Свобода совести? Неужели хоть что-то из сказанного ею дошло до сердца Гарнета Ройса?
Опираясь на руку Форбса, Шарлотта вылезла из кареты и увидела в нескольких футах от себя темный силуэт. Это был Гарнет Ройс, кутающийся в пальто от холода. Вероятно, он изменил свое мнение после ее отъезда и поспешил за ее каретой, ведь они ехали со скоростью пешехода.

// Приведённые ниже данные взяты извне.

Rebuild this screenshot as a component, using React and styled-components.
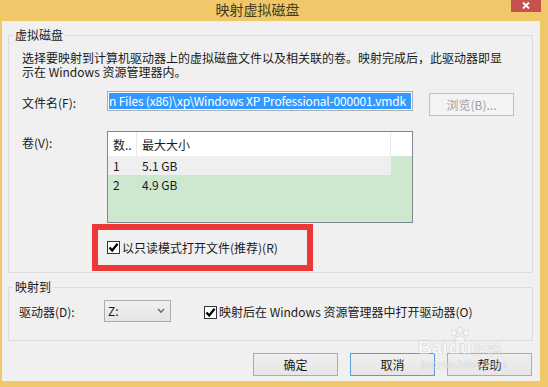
import React from 'react';
import styled, { createGlobalStyle } from 'styled-components';

const Global = createGlobalStyle`
  * { box-sizing: border-box; }
  html, body { margin: 0; padding: 0; width: 548px; height: 387px; overflow: hidden; background: #F0C869; }
  body {
    font-family: "Noto Sans CJK SC", "Noto Sans", sans-serif;
    font-size: 12px;
    color: #1a1a1a;
  }
`;

const Window = styled.div`
  position: relative;
  width: 548px;
  height: 387px;
  background: #F0C869;
  display: flex;
  flex-direction: column;
`;

const TitleBar = styled.div`
  height: 21px;
  flex: none;
  display: flex;
  align-items: flex-start;
  padding-right: 7px;
`;

const Title = styled.div`
  flex: 1;
  text-align: center;
  padding-left: 4px;
  font-size: 14px;
  line-height: 18px;
  color: #45391f;
`;

const CloseButton = styled.div`
  width: 30px;
  height: 12px;
  background: #C75050;
  display: flex;
  align-items: flex-start;
  justify-content: center;
  padding-top: 2px;
`;

const Body = styled.div`
  flex: 1;
  margin: 0 8px 6px 2px;
  background: #F0F0F0;
  padding: 6px 7px 0 6px;
  display: flex;
  flex-direction: column;
`;

const Group = styled.fieldset`
  margin: ${p => p.$mt || 0}px 0 0 0;
  padding: 0;
  border: 1px solid #DCDCDC;
  min-width: 0;
`;

const Legend = styled.legend`
  margin-left: 4px;
  padding: 0 2px;
  font-size: 12px;
  line-height: 16px;
  color: #1a1a1a;
`;

const GroupInner = styled.div`
  padding: ${p => p.$pad};
  display: flex;
  flex-direction: column;
`;

const Description = styled.div`
  line-height: 14px;
  margin-bottom: 12px;
`;

const FieldRow = styled.div`
  display: flex;
  align-items: flex-start;
  margin-bottom: ${p => p.$mb || 0}px;
`;

const FieldLabel = styled.div`
  width: ${p => p.$w}px;
  flex: none;
  line-height: 16px;
  margin-top: ${p => p.$mt || 0}px;
`;

const TextInput = styled.div`
  width: 306px;
  height: 20px;
  border: 1px solid #ABADB3;
  background: #fff;
  padding: 1px;
  overflow: hidden;
`;

const Selection = styled.div`
  height: 16px;
  background: #3399FF;
  color: #fff;
  white-space: nowrap;
  overflow: hidden;
  line-height: 16px;
  letter-spacing: -0.18px;
`;

const PushButton = styled.div`
  width: 85px;
  height: 23px;
  flex: none;
  border: 1px solid ${p => (p.$focused ? '#569DE5' : p.$disabled ? '#BFBFBF' : '#ACACAC')};
  background: ${p => (p.$disabled ? '#F4F4F4' : 'linear-gradient(#F0F0F0, #E5E5E5)')};
  color: ${p => (p.$disabled ? '#A0A0A0' : '#1a1a1a')};
  display: flex;
  align-items: center;
  justify-content: center;
  line-height: 16px;
  margin-left: ${p => p.$ml || 0}px;
  margin-top: ${p => p.$mt || 0}px;
`;

const ListBox = styled.div`
  width: 306px;
  height: 92px;
  border: 1px solid #828790;
  background: #CDE8CF;
  display: flex;
  flex-direction: column;
`;

const ListHeader = styled.div`
  height: 24px;
  background: #fff;
  display: flex;
  flex: none;
`;

const HeaderCell = styled.div`
  width: ${p => p.$w}px;
  flex: ${p => (p.$w ? 'none' : '1')};
  padding: 5px 0 0 5px;
  line-height: 16px;
  border-right: ${p => (p.$last ? 'none' : '1px solid #E8E8E8')};
  white-space: nowrap;
`;

const ListRow = styled.div`
  width: 283px;
  height: 19px;
  display: flex;
  line-height: 19px;
  background: ${p => (p.$selected ? '#EFEFEF' : 'transparent')};
`;

const Cell = styled.div`
  width: ${p => p.$w}px;
  padding-left: 5px;
  flex: none;
`;

const Highlight = styled.div`
  width: 221px;
  height: 47px;
  margin: 1px 0 1px 70px;
  border: 6px solid #EE3838;
  display: flex;
  align-items: center;
  padding-left: 9px;
`;

const CheckRow = styled.label`
  display: flex;
  align-items: center;
  gap: 2px;
  line-height: 16px;
  margin-left: ${p => p.$ml || 0}px;
  margin-top: ${p => p.$mt || 0}px;
`;

const Box = styled.span`
  width: 13px;
  height: 13px;
  border: 1px solid #333;
  background: #fff;
  display: inline-flex;
  align-items: center;
  justify-content: center;
  flex: none;
`;

const Combo = styled.div`
  width: 67px;
  height: 22px;
  border: 1px solid #ACACAC;
  background: linear-gradient(#F0F0F0, #E5E5E5);
  display: flex;
  align-items: center;
  justify-content: space-between;
  padding: 0 5px 0 3px;
  line-height: 16px;
`;

const ButtonRow = styled.div`
  display: flex;
  justify-content: flex-end;
  gap: 12px;
  margin-top: 12px;
  padding-right: 1px;
`;

const Watermark = styled.div`
  position: absolute;
  left: 418px;
  top: 325px;
  width: 110px;
  height: 50px;
  opacity: 0.45;
  pointer-events: none;
  font-family: "Liberation Sans", Arial, sans-serif;
  color: #fff;
  text-shadow: 0 0 1px #9a9a9a, 0 0 1px #9a9a9a;
`;

const WmLogo = styled.div`
  display: flex;
  align-items: flex-end;
  height: 34px;
  font-weight: bold;
  font-size: 19px;
  line-height: 22px;
`;

const WmCn = styled.span`
  font-family: "Noto Sans CJK SC", sans-serif;
  font-size: 14px;
  font-weight: normal;
  margin-left: 2px;
  line-height: 20px;
`;

const WmUrl = styled.div`
  font-size: 10px;
  line-height: 12px;
  padding-left: 3px;
  letter-spacing: 0.3px;
`;

const Check = () => (
  <Box>
    <svg width="11" height="11" viewBox="0 0 11 11">
      <path d="M1.5 5.5 L4.2 8.5 L9.6 1.8" stroke="#000" strokeWidth="2.2" fill="none" />
    </svg>
  </Box>
);

export default function App() {
  return (
    <>
      <Global />
      <Window>
        <TitleBar>
          <Title>映射虚拟磁盘</Title>
          <CloseButton>
            <svg width="8" height="7" viewBox="0 0 8 7">
              <path d="M1 0.5 L7 6.5 M7 0.5 L1 6.5" stroke="#fff" strokeWidth="1.8" />
            </svg>
          </CloseButton>
        </TitleBar>
        <Body>
          <Group>
            <Legend>虚拟磁盘</Legend>
            <GroupInner $pad="8px 0 0 13px">
              <Description>
                选择要映射到计算机驱动器上的虚拟磁盘文件以及相关联的卷。映射完成后，此驱动器即显
                <br />
                示在 Windows 资源管理器内。
              </Description>
              <FieldRow $mb={15}>
                <FieldLabel $w={85} $mt={4}>文件名(F):</FieldLabel>
                <TextInput>
                  <Selection>n Files (x86)\xp\Windows XP Professional-000001.vmdk</Selection>
                </TextInput>
                <PushButton $disabled $ml={16} $mt={2}>浏览(B)...</PushButton>
              </FieldRow>
              <FieldRow>
                <FieldLabel $w={85} $mt={4}>卷(V):</FieldLabel>
                <ListBox>
                  <ListHeader>
                    <HeaderCell $w={29}>数..</HeaderCell>
                    <HeaderCell $w={254}>最大大小</HeaderCell>
                    <HeaderCell $last />
                  </ListHeader>
                  <ListRow $selected>
                    <Cell $w={29}>1</Cell>
                    <Cell $w={254}>5.1 GB</Cell>
                  </ListRow>
                  <ListRow>
                    <Cell $w={29}>2</Cell>
                    <Cell $w={254}>4.9 GB</Cell>
                  </ListRow>
                </ListBox>
              </FieldRow>
              <Highlight>
                <CheckRow>
                  <Check />
                  以只读模式打开文件(推荐)(R)
                </CheckRow>
              </Highlight>
            </GroupInner>
          </Group>
          <Group $mt={6}>
            <Legend>映射到</Legend>
            <GroupInner $pad="5px 0 18px 10px">
              <FieldRow>
                <FieldLabel $w={85} $mt={4}>驱动器(D):</FieldLabel>
                <Combo>
                  <span>Z:</span>
                  <svg width="8" height="6" viewBox="0 0 8 6">
                    <path d="M1 1 L4 4.2 L7 1" stroke="#6d6d6d" strokeWidth="1.6" fill="none" />
                  </svg>
                </Combo>
                <CheckRow $ml={33} $mt={4}>
                  <Check />
                  映射后在 Windows 资源管理器中打开驱动器(O)
                </CheckRow>
              </FieldRow>
            </GroupInner>
          </Group>
          <ButtonRow>
            <PushButton>确定</PushButton>
            <PushButton $focused>取消</PushButton>
            <PushButton>帮助</PushButton>
          </ButtonRow>
        </Body>
        <Watermark>
          <WmLogo>
            <span>Bai</span>
            <svg width="22" height="32" viewBox="0 0 22 32" style={{ marginLeft: 1 }}>
              <g fill="#fff" stroke="#9a9a9a" strokeWidth="0.6">
                <ellipse cx="5" cy="6" rx="2.6" ry="3.2" />
                <ellipse cx="11" cy="3.5" rx="2.6" ry="3.2" />
                <ellipse cx="17" cy="6" rx="2.6" ry="3.2" />
                <ellipse cx="11" cy="13" rx="5" ry="4" />
              </g>
            </svg>
            <span style={{ marginLeft: -22 }}>du</span>
            <WmCn>经验</WmCn>
          </WmLogo>
          <WmUrl>jingyan.baidu.com</WmUrl>
        </Watermark>
      </Window>
    </>
  );
}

— Простите, — сразу заговорил он. — Я понимаю, что неправильно оценил вас. Ваши мотивы не были эгоистичными, как я предположил вначале. Если вы уделите мне минутку своего времени… — Он отошел от кареты, чтобы его не могли слышать Форбс и кучер.
Шарлотта не увидела в этом желании ничего необычного и последовала за ним. Вопрос-то был крайне деликатным.
— Должен признаться, я слишком сильно ревновал. Я обращался с Наоми как с ребенком. Вы правы. Взрослая женщина, замужняя или одинокая, должна иметь свободу вероисповедания и придерживаться того вероучения, которое считает правильным.
— Вы упомянули о каком-то законопроекте. — Неужели из этой истории может получиться нечто полезное? — Такой закон действительно может быть принят?
— Не знаю, — ответил Ройс так тихо, что Шарлотте пришлось придвинуться к нему, чтобы расслышать. — Но я твердо намерен выяснить, что можно сделать для его принятия, и внести такой законопроект. Если вы расскажете мне, что именно, по вашему мнению, послужит во благо всех женщин и одновременно обеспечит порядок, а также защитит слабых и невежественных от эксплуатации. Это непросто.
Шарлотта задумалась, лихорадочно пытаясь придумать разумный ответ. Закон? Она никогда не рассматривала эту тему с точки зрения законодательства. Однако Ройс говорил совершенно серьезно, взгляд его серебристо-голубых глаз оставался строгим.